### Written request
Every line below that mentions the word "components" should be copied out.
* Start Recorded data *
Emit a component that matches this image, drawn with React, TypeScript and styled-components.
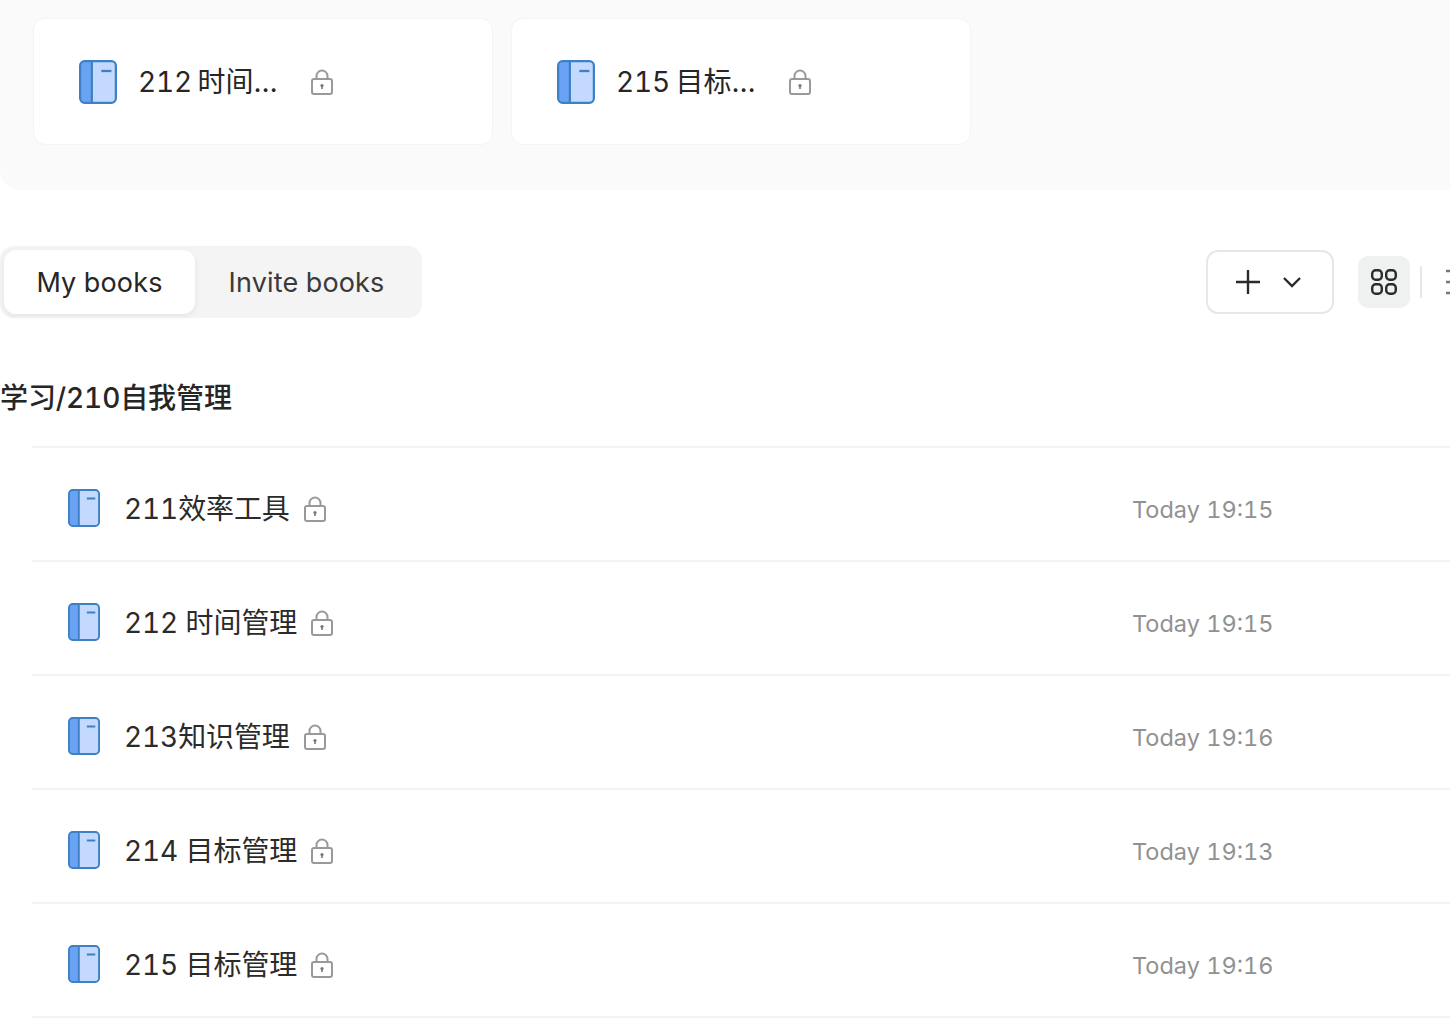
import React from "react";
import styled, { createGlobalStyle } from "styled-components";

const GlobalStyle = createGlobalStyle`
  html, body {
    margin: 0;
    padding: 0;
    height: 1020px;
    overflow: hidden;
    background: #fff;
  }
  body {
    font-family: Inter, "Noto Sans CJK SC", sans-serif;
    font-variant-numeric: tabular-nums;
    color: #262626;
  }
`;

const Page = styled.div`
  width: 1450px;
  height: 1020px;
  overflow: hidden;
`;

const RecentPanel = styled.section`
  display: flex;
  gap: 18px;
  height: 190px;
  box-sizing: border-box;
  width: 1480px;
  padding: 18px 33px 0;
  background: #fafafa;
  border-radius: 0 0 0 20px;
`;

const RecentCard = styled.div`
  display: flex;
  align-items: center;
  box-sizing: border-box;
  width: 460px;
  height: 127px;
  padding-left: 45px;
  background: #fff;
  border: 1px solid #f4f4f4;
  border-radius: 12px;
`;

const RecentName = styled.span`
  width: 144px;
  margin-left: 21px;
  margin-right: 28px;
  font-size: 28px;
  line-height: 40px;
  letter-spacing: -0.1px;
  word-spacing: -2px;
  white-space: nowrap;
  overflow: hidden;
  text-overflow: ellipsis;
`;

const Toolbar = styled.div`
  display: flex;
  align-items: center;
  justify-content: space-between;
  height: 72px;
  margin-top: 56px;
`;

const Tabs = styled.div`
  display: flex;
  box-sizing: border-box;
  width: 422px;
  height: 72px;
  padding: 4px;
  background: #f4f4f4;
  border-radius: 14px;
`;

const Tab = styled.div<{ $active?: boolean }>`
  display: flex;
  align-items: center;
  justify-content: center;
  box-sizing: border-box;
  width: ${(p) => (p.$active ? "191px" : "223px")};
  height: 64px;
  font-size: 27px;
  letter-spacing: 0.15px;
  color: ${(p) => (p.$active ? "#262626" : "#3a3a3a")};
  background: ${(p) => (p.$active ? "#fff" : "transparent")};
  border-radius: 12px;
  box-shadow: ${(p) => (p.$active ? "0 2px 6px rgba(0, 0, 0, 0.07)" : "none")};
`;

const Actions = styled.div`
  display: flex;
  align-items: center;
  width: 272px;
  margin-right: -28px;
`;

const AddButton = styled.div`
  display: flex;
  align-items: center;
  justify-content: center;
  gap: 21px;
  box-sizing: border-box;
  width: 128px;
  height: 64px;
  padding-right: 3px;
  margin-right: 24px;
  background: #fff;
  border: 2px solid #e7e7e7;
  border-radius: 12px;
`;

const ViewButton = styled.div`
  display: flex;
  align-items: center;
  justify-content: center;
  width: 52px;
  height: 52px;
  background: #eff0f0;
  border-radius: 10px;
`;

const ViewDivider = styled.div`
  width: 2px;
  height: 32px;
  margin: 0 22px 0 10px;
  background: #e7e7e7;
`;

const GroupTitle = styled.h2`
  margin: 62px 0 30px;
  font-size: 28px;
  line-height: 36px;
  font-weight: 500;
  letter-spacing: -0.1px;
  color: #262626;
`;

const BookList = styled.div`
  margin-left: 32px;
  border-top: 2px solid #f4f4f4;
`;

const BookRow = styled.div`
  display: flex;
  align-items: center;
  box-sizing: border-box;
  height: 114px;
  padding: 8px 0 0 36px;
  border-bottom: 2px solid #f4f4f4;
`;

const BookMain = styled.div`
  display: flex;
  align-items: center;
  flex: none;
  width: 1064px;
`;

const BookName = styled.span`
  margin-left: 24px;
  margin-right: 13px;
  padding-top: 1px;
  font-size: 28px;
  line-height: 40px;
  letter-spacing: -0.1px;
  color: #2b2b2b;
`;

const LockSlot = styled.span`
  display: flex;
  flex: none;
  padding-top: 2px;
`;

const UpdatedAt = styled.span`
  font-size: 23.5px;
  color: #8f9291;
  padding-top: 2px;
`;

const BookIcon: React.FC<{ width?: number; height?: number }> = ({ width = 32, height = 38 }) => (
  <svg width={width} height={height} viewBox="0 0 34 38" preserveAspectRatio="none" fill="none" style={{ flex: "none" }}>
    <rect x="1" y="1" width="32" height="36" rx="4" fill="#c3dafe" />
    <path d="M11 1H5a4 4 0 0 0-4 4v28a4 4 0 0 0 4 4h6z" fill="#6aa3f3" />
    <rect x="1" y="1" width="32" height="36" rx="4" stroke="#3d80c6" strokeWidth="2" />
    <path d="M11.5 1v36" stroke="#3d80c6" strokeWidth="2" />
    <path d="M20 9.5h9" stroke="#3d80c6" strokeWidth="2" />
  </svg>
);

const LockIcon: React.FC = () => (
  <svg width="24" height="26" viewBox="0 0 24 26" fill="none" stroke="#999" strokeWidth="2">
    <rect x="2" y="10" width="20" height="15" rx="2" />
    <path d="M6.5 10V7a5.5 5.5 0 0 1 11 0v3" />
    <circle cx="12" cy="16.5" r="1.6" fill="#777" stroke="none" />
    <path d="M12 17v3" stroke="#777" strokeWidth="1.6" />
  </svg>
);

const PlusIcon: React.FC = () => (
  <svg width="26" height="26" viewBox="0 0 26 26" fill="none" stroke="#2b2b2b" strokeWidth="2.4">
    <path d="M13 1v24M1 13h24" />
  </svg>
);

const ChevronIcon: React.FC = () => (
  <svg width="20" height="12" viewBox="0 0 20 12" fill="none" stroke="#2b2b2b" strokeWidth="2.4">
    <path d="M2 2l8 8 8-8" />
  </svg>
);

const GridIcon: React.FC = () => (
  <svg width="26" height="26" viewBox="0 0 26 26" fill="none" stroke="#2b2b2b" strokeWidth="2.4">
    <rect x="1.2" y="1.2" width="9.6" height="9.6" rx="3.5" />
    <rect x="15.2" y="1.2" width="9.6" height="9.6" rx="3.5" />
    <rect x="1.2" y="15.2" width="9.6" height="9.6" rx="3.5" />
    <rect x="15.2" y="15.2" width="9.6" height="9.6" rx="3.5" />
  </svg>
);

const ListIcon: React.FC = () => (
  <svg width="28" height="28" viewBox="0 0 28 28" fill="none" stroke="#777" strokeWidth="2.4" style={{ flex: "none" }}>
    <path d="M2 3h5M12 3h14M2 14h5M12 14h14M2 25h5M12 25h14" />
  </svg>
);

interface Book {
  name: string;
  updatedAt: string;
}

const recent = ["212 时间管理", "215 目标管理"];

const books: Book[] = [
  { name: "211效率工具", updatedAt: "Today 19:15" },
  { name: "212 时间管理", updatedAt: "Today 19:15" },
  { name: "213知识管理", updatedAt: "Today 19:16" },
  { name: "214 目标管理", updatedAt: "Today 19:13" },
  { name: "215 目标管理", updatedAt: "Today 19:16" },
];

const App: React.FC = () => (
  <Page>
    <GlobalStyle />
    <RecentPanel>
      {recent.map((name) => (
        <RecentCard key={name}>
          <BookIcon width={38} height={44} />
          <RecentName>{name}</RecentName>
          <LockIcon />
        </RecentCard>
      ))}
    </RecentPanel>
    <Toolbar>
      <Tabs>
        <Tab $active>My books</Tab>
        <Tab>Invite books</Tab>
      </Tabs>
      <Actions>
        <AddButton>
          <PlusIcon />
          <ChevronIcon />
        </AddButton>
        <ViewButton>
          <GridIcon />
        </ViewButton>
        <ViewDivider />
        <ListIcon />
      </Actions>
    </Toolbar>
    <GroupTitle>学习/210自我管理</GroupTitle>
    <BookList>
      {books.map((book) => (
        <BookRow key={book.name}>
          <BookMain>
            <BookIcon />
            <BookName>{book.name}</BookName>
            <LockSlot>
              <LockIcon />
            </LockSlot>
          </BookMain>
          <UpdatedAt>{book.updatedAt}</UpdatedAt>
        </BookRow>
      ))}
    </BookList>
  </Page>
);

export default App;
* End Recorded data *
### Result for this task
Emit a component that matches this image, drawn with React, TypeScript and styled-components.
import styled, { createGlobalStyle } from "styled-components";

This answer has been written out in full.